I got an awesome surprise today. This morning I woke up with the intention to enjoy my Saturday and to do a lot of reading. But this afternoon when the mail arrived, I got hit with a day-changing surprise. Barron’s arrived and the legend, Peter Lynch, was on the front cover! I stopped what I was doing, grabbed a coffee, and dove into the interview.
Peter Lynch is one of my heroes. His book One Up On Wall Street had a big influence on me when I read it a few years ago, and I keep the book prominently placed on one of my bookshelves, in order to see it all the time and to remind myself to reread it annually, or to just thumb through it from time to time for inspiration. Additionally, on a personal level, I like the Peter Lynch approach to life. He got in the arena, did his work at a world-class level, made his money, and moved to a different, less-public stage of his career, and I love that model.
I caught a very interesting nugget during the interview. Barron’s asked Lynch if he had beaten the market over the long run, since his very market beating days at the Magellan Fund, and they said that Lynch answered by telling them what he had done with his late wife’s IRA. He said she invested $750 into it from 1974 to 1978, and that’s it, a total of $3,750. Since then, they have withdrawn $3 million for personal expenses, and when his wife passed away in 2014, the account was worth $8 million.
$3,750 into $11 million. Let that soak in.
What kind of return would Peter Lynch have had to make in order to get these results? Let’s break it down from what we know. We know his wife put in $750 a year for five years, a total of $3,750. We know they withdrew $3 million. And we know $8 million was still there in 2014. We don’t know when the $3 million was withdrawn, and we don’t know how much the account was worth when she stopped making contributions after five years, so we can’t get an exact return. But being as conservative as possible, just for the sake of this exercise, let’s say the starting capital was the full $3,750, and let’s say the $3 million was never withdrawn until the very end and it was a full $11 million in 2014. With these most-conservative assumptions, the rate of return would have been 22%.
Of course not all $3,750 was in there in year one, and the $3 million was likely taken out in chunks in the later years, and both those facts make the 22% understated. The rate of return had to have been higher than 22%, and that’s very impressive, world-class. I ran a check online and it looks like the S&P 500 did around 11% during that time period.
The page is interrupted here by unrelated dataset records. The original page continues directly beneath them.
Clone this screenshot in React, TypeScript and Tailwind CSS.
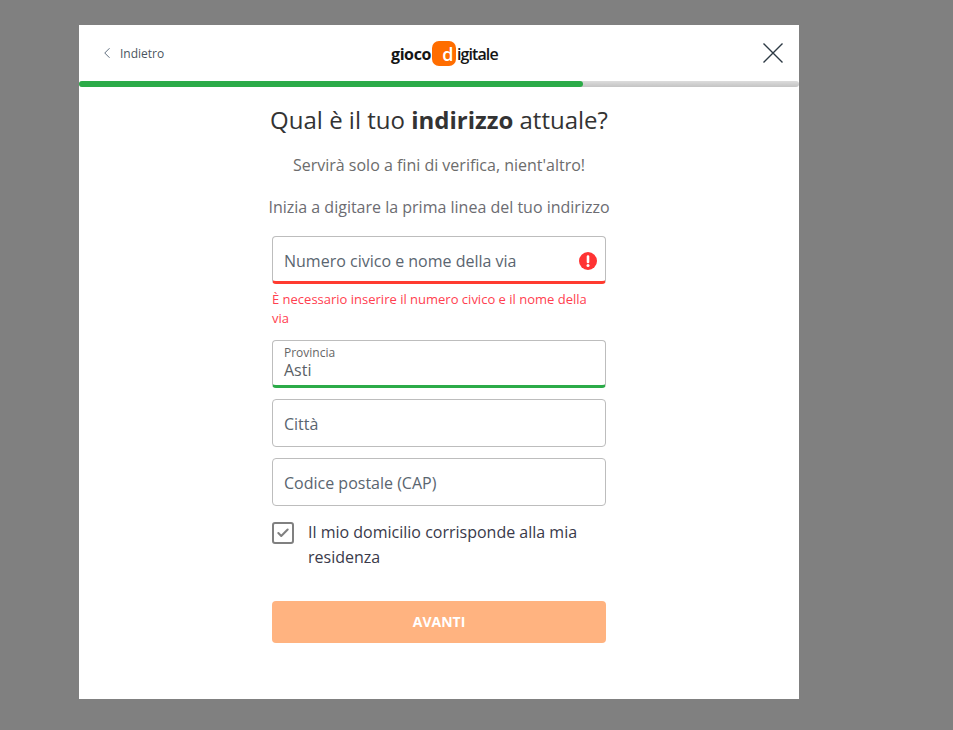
import { ChevronLeft, Check } from "lucide-react";

function Field({ label }: { label: string }) {
  return (
    <div className="h-12 rounded border border-[#bdbdbd] bg-white px-[11px] pt-[2px] flex items-center text-base text-[#5a6570]">
      {label}
    </div>
  );
}

export default function App() {
  return (
    <div className="min-h-[730px] bg-[#808080] pt-[25px] pl-[79px] font-['Open_Sans',sans-serif] overflow-hidden">
      <div className="w-[720px] h-[674px] bg-white">
        <div className="relative h-14 flex items-center justify-between pl-[19px] pr-[16px]">
          <div className="flex items-center gap-1 text-xs text-[#4a5560]">
            <ChevronLeft size={18} strokeWidth={1.3} className="text-[#5a6a7a]" />
            <span className="pt-[2px]">Indietro</span>
          </div>
          <div className="absolute left-[312px] top-[16px] flex items-center text-base font-bold tracking-[-0.4px] text-[#151515]">
            <span>gioco</span>
            <span className="mx-px flex h-[25px] w-6 items-center justify-end rounded-[7px] bg-[#ff6d00] pr-[3px] text-lg font-semibold text-white">
              d
            </span>
            <span className="font-semibold tracking-[-0.9px]">igitale</span>
          </div>
          <svg width="20" height="20" viewBox="0 0 20 20" fill="none" stroke="#2d3a44" strokeWidth="1.4">
            <path d="M0.5 0.5 L19.5 19.5 M19.5 0.5 L0.5 19.5" />
          </svg>
        </div>

        <div className="h-[6px] rounded-full bg-gradient-to-b from-[#dcdcdc] to-[#c4c4c4]">
          <div className="h-full w-[504px] rounded-full bg-[#2bab48]"></div>
        </div>

        <div className="mx-auto w-[334px] flex flex-col items-stretch">
          <h1 className="-mx-4 mt-[18px] text-center text-2xl leading-[30px] text-[#333] whitespace-nowrap">
            Qual è il tuo <b>indirizzo</b> attuale?
          </h1>
          <p className="mt-[18px] text-center text-base leading-6 text-[#6c6c6c]">
            Servirà solo a fini di verifica, nient'altro!
          </p>
          <p className="-mx-4 mt-[18px] text-center text-base leading-6 text-[#6c6c72] whitespace-nowrap">
            Inizia a digitare la prima linea del tuo indirizzo
          </p>

          <div className="relative mt-[17px] h-12 rounded border border-[#bdbdbd] border-b-[3px] border-b-[#ff3b30] bg-white px-[11px] pt-[4px] flex items-center text-base text-[#5a6570]">
            Numero civico e nome della via
            <svg width="18" height="18" viewBox="0 0 18 18" className="absolute right-[8px] top-[15px]">
              <circle cx="9" cy="9" r="9" fill="#ff3333" />
              <path d="M9 4.5 V10" stroke="#fff" strokeWidth="2.6" strokeLinecap="round" />
              <circle cx="9" cy="13.5" r="1.5" fill="#fff" />
            </svg>
          </div>
          <p className="mt-[6px] text-[13px] leading-[19px] text-[#ff4050]">
            È necessario inserire il numero civico e il nome della via
          </p>

          <div className="mt-[12px] h-12 rounded border border-[#bdbdbd] border-b-[3px] border-b-[#2bab48] bg-white px-[11px] pt-[4px]">
            <div className="text-xs leading-[15px] text-[#666]">Provincia</div>
            <div className="text-base leading-[20px] text-[#5a5f66]">Asti</div>
          </div>

          <div className="mt-[11px] flex flex-col gap-[11px]">
            <Field label="Città" />
            <Field label="Codice postale (CAP)" />
          </div>

          <div className="mt-[14px] flex items-start gap-[14px]">
            <div className="mt-[2px] flex h-[22px] w-[22px] shrink-0 items-center justify-center rounded-[3px] border-2 border-[#808080]">
              <Check size={14} strokeWidth={3.5} className="text-[#808080]" />
            </div>
            <p className="text-base leading-[25px] text-[#3a3a4a]">
              Il mio domicilio corrisponde alla mia residenza
            </p>
          </div>

          <div className="mt-[31px] flex h-[42px] items-center justify-center rounded-sm bg-[#ffb380] text-sm font-bold text-white">
            AVANTI
          </div>
        </div>
      </div>
    </div>
  );
}
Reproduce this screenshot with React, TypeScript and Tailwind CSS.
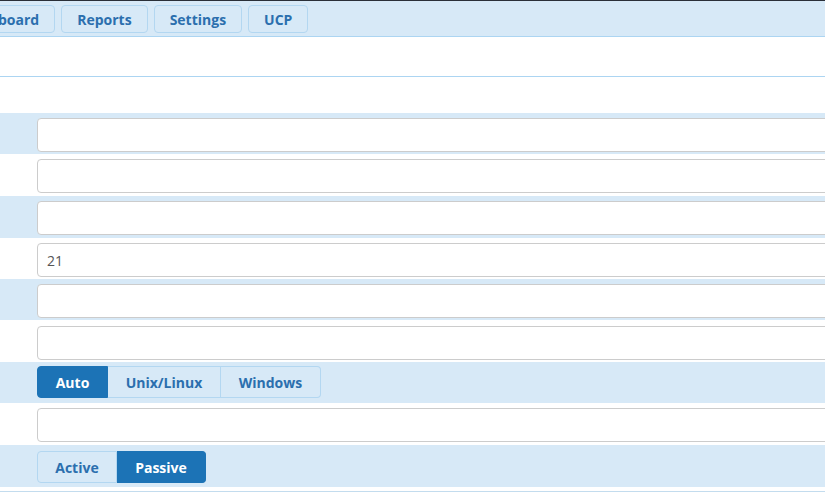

How did Lynch get this better than 22% return over 40 years investing in stocks? He makes it clear in the in interview that he’s a big fan of investing in companies that are growing, and specifically growing their sales. I’m having this realization myself currently, and this interview was very timely for that reason. I’ll be writing more about this in the coming days.
Peter Lynch’s ability to turn $3,750 into $11 million in his wife’s IRA is an inspiring and motivating story. And this unexpected interview with Peter Lynch made my day.